— START SOURCE MATERIAL —

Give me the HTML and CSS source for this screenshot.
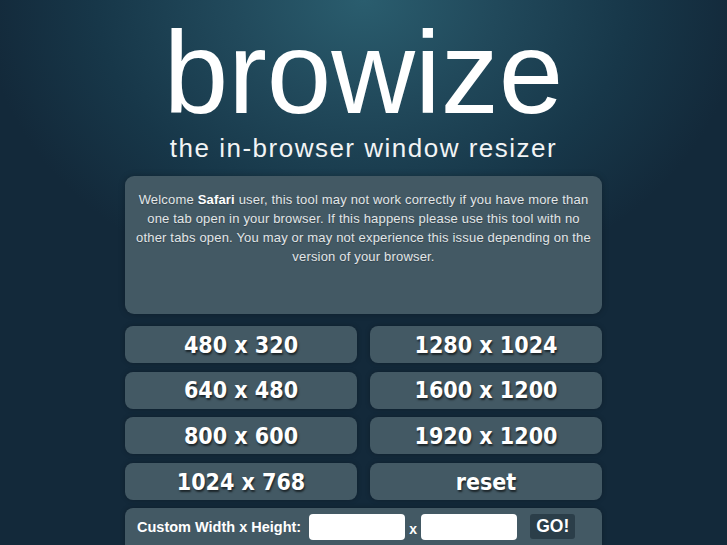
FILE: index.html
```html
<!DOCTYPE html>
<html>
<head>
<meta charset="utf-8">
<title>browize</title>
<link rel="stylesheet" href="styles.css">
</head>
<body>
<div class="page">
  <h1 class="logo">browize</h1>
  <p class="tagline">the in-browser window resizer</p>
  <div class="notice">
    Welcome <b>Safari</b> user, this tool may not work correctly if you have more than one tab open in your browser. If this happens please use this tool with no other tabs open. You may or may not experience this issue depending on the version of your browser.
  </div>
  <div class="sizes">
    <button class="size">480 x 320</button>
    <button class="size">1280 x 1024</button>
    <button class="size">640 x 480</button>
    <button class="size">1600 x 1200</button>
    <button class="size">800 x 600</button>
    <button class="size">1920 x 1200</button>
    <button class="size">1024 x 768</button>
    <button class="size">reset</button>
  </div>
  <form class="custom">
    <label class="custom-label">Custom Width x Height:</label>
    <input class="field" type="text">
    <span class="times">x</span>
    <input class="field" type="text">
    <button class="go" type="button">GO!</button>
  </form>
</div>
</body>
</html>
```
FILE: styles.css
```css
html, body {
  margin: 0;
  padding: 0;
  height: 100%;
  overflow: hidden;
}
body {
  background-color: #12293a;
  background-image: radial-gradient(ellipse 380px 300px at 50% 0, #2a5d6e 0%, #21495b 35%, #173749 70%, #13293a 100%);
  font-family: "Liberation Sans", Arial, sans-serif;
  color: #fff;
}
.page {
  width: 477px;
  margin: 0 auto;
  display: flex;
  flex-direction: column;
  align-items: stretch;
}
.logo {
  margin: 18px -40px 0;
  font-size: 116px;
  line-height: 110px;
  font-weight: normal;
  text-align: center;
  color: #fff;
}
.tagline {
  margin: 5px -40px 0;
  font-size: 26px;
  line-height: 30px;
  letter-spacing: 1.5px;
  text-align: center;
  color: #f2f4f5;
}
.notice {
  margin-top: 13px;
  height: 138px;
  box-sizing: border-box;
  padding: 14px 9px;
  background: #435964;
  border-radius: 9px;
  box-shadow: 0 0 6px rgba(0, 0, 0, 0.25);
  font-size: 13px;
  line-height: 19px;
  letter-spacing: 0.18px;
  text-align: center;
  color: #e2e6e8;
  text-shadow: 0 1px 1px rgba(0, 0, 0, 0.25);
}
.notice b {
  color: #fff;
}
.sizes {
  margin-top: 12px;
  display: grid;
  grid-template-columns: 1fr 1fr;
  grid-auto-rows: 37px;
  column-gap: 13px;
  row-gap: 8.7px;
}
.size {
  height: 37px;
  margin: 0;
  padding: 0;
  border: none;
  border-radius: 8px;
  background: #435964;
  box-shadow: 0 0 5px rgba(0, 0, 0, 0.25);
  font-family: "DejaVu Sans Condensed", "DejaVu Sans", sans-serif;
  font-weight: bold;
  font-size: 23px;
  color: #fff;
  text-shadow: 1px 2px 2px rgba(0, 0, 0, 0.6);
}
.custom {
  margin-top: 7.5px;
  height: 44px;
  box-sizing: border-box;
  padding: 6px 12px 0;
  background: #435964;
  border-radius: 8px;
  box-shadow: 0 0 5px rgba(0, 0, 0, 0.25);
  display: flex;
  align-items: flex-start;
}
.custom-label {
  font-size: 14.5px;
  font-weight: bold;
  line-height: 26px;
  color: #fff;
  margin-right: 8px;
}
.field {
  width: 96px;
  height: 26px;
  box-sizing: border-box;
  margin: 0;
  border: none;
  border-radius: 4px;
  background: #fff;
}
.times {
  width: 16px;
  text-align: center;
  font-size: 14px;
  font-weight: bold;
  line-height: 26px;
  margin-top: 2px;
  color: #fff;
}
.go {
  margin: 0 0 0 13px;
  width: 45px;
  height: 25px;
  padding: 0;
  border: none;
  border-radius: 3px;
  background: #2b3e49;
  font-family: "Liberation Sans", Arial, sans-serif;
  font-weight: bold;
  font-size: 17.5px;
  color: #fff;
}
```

— END SOURCE MATERIAL —

- [WRITTEN EXERCISE]
Take every line that includes the string "this" and copy it.

- [SOLUTION BELOW]
Give me the HTML and CSS source for this screenshot.
    Welcome <b>Safari</b> user, this tool may not work correctly if you have more than one tab open in your browser. If this happens please use this tool with no other tabs open. You may or may not experience this issue depending on the version of your browser.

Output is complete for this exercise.